Housing Market Update April 2020
Over 90% of the country is in some form of Stay Home order. Each state operates a bit differently in who or what is essential and how they handle repercussions of breaking those rules. One thing for sure is that millions of Americans have been unable to work in their standard capacity. Unemployment claims are at an all time high. The stock market went from the fastest decline since 1931 to the fastest increase since 1938. Overall, the economy today is not what it was even a month ago. Technically, a recession requires two quarters of declining GDP. But even the best economists know that's not a practical definition any more. Whether we ARE in a recession, ENTERING a recession or just missing a recession, the economy needs to recover. What indicators show housing may not be negatively impacted and more importantly what makes this recession different from 2008 in terms of a housing crisis? Much of the following information came from Keeping Current Matters.
1) Housing Inventory
A Seller's Market - when the seller has the power due to a lack of inventory - traditionally means that if ALL home sales stopped on a day, it would take roughly 6-7 months for every home to sell. It also means if you list a home, it's likely to sell in under 6 months. As you can see by the graph provided by National Association of Realtors (NAR), leading into the previous recession, there was an abundance of inventory. We were deep into a Buyer's Market. One where there is so much inventory available (so many homes for sale) that buyers held the negotiating power. Over the last handful of years, there were so many homes to choose from. If you didn't take their offer they could move on to a similar home down the street that would take their offer. The fact remains there was not enough inventory to handle buyer's needs as of just a month ago. While turbulent times are likely ahead, it is highly unlikely we will go from 1-3 month's inventory to over 1 year's worth of inventory.
2) Housing Appreciation
Yes, many nay-sayers have used phrases like inflated values for quite some time. The truth is, many of the people that believe house values have been inflated have said so since 2013. Similarly, they've predicted the housing market crash since that time as well. So far, 6+ years later, they're wrong. Looking at the graphic to the right, you see that values were far more inflated leading up to 2006-2010 when the market crashed. These are national numbers, but the market's stability is a national occurrence. While some areas such as San Francisco or Seattle and locally like Macomb Township and South Lyon have seen much greater appreciation than these numbers, overall we are all supported by each other in the housing market.
3) Historical Data
According to Corelogic, a study of information from Freddie Mac (1975-2018) home values only dipped in 2 of the last recessions. The Gulf War recession shows that even in that dip, we only saw about a 2% decrease in home values. That leaves only the Great Recession as the time house values truly decreased during the last 5 recessions and going back to 1980.
4) Equity Then vs Now
In 2008, Americans were utilizing equity in their home to pay for other debt. Cash-out refinance happened at record setting numbers. In the years 2005, 2006 & 2007, Americans cashed out $824 billion in equity. That is $824,000,000,000 in cash removed from home values leaving very little equity in our marketplace by 2008. With homes maxed out at 100%, even a 1% drop in value puts you upside down. As we saw earlier, we dropped much more than that and caused a major foreclosure and short sale market. Today, over half of our homes have at least 50% equity in their home. This number comes from the 37% of homes that have no mortgage and the fact that almost 27% of homes with a mortgage have a mortgage at 50% of it's value or less. As you can see from the graphic, our recent three year total was less than any one year leading to the market crash.

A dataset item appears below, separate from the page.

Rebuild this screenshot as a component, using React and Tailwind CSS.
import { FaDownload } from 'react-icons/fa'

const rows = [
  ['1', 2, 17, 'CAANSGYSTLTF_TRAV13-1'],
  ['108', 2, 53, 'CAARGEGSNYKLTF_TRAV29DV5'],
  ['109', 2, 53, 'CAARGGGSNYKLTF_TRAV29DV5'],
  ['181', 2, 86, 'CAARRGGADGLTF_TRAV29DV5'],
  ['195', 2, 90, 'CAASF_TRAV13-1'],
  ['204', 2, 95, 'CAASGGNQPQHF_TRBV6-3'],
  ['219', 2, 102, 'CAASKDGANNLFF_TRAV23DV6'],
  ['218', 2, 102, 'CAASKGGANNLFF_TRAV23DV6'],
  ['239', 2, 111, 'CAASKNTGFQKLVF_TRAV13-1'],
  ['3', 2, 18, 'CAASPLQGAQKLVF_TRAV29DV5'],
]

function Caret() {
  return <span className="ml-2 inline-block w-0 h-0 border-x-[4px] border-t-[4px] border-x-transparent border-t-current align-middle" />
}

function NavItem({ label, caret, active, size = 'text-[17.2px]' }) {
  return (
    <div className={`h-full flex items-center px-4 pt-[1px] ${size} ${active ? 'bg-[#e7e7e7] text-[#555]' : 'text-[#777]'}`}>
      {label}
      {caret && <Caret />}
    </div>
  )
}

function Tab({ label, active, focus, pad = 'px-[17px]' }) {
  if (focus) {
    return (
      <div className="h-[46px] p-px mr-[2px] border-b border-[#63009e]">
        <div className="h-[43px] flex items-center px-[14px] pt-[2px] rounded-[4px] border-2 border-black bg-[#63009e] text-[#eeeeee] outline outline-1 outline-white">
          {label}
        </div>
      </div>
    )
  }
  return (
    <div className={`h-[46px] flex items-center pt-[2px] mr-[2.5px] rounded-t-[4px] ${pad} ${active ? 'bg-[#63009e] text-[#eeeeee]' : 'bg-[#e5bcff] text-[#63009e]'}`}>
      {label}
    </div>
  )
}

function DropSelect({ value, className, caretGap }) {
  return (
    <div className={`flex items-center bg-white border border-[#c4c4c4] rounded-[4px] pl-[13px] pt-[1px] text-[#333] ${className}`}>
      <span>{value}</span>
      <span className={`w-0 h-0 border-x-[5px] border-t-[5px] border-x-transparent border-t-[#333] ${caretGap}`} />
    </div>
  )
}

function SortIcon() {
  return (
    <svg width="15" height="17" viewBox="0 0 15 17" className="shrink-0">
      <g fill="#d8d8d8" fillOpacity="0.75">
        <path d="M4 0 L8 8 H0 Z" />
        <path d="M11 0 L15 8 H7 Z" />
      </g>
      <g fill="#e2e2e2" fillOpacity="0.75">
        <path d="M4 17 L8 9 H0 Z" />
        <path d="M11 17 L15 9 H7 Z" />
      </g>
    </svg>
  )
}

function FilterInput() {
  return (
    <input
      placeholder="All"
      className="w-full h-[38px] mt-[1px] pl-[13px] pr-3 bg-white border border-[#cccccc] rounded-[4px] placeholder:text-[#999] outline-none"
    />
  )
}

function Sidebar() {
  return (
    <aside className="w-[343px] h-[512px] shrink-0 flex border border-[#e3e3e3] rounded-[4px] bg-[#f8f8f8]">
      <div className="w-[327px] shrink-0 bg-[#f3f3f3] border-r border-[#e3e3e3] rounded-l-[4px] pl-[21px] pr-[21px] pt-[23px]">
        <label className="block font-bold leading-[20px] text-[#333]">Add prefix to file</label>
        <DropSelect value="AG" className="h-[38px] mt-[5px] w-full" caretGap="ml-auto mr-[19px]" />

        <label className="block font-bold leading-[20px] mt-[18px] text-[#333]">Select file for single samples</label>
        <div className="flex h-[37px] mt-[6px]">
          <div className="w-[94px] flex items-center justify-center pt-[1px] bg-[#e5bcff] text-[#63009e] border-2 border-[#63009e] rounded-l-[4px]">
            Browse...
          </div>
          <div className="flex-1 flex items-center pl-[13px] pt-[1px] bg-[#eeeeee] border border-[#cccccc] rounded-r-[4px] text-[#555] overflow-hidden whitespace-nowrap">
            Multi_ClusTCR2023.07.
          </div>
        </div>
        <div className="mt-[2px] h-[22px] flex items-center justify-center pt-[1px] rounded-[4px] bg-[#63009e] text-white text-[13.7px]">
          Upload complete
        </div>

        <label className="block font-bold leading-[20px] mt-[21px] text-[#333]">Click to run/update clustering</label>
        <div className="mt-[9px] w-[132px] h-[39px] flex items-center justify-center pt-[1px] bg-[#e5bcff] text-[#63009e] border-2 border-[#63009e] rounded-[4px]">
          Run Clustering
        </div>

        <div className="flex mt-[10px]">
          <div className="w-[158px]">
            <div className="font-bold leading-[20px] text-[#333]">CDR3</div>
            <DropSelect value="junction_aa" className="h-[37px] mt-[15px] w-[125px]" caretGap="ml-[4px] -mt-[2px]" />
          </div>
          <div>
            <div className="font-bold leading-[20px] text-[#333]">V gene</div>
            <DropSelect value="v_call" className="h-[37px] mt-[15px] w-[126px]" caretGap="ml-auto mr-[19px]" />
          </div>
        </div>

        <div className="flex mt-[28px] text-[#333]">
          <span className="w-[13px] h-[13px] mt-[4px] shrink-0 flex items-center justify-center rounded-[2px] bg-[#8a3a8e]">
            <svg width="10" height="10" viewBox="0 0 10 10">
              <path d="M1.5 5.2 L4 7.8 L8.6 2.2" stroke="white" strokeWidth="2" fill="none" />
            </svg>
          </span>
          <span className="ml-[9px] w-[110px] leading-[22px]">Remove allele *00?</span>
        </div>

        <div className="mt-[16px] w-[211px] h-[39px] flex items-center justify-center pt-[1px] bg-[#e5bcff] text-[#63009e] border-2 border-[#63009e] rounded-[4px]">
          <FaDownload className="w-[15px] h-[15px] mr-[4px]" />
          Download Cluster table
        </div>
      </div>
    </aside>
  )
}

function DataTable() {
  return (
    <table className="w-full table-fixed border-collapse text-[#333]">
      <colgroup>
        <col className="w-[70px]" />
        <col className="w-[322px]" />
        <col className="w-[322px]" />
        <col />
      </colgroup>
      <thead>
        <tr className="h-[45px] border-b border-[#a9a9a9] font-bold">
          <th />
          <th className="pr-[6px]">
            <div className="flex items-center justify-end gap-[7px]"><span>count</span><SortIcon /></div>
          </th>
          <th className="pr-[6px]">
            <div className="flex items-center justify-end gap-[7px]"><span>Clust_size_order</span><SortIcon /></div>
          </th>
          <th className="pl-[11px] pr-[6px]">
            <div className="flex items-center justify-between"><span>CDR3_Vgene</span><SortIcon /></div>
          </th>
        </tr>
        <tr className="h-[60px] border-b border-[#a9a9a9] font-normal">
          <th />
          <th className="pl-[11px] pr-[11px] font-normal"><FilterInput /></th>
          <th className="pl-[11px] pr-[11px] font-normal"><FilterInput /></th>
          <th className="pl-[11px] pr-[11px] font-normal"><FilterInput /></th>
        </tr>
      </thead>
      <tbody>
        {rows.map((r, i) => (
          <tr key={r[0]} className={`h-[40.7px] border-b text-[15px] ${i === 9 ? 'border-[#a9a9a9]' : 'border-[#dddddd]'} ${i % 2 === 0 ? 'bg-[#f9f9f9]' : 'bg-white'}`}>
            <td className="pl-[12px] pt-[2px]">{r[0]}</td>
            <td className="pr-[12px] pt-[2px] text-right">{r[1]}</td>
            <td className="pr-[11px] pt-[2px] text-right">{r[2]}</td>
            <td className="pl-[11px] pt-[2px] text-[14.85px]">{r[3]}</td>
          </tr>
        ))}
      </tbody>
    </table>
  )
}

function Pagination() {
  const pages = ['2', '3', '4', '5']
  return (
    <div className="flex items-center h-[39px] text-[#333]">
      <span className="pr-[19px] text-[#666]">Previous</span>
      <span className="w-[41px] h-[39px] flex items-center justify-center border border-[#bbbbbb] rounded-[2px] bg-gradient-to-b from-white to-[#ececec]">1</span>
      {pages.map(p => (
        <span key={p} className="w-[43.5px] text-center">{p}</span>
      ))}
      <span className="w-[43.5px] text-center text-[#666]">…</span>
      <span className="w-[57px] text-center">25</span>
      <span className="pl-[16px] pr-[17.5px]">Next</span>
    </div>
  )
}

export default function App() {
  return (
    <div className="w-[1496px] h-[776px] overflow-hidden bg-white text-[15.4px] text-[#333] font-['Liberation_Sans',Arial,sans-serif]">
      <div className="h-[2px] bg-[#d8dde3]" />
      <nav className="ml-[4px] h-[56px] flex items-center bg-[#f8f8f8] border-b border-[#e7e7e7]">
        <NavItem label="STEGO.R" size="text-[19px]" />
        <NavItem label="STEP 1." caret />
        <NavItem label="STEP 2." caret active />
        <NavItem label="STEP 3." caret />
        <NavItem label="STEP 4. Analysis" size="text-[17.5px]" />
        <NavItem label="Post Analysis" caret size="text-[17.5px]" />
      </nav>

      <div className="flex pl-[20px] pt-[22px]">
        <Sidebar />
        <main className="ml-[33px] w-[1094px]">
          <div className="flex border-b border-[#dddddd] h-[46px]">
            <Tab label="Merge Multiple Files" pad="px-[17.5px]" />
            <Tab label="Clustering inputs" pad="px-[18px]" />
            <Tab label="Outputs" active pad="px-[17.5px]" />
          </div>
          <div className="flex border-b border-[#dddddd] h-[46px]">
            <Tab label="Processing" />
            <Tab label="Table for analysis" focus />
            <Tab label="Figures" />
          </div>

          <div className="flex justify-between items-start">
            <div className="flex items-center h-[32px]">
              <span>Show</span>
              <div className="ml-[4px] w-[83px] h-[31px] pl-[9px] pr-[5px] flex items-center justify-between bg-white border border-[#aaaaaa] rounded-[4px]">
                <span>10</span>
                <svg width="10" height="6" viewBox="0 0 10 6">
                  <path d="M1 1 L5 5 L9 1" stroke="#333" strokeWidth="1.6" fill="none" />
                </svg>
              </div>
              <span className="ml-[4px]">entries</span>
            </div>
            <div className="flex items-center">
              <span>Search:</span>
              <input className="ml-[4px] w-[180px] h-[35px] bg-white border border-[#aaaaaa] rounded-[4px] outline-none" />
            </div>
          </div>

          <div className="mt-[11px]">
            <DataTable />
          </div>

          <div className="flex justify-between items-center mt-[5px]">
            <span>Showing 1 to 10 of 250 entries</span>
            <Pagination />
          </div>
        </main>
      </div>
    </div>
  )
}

5) Mortgage Credit Availability
This index shows the level of difficulty to obtain a mortgage. It's an inverse table, meaning the higher the number the easier it is to get a mortgage. Talk to a lender or a borrower from the mid-2000s and you'll quickly learn almost anybody could get a mortgage. Things like No Income No Asset loans, Stated Income loans and a huge sub-prime mortgage market made it available for people with 480 FICO scores to sometimes obtain mortgages as well as people without verifiable income. One thing not shown here was that many of those loans were NOT fixed rates. So your payment would increase over time. In addition to having a variable rate, a large portion of loans also were not requiring borrowers to pay down principal. While it has been harder to get a loan from 2010-2020 than it was 2000-2010, lenders are creating tougher guidelines as we enter unstable water. In the mid-2000s, they were easing rules and regulations even as we entered a foreclosure market.
It would be foolish to suggest our values are set to skyrocket sometime soon. If you have a home listed right now, it's likely to sell. With stay at home orders, we have seen a drastic dip in purchase contracts. Locally in Michigan, the only way you can enter a contract is without actually stepping foot in the home. YouTube videos and 3D Matterport tours are helpful. They've been a part of our marketing strategy for sellers for years. However, they will never replace actually walking through a home in person. The majority of sight unseen purchases are likely people with a pressing need or desire to purchase such as lease term ending, family size changing, job change, etc. Undoubtedly, a change is set to come. While the outlook is not the bright one we had a handful of months ago, it is also far from the bleak outlook we had or witnessed around 2008.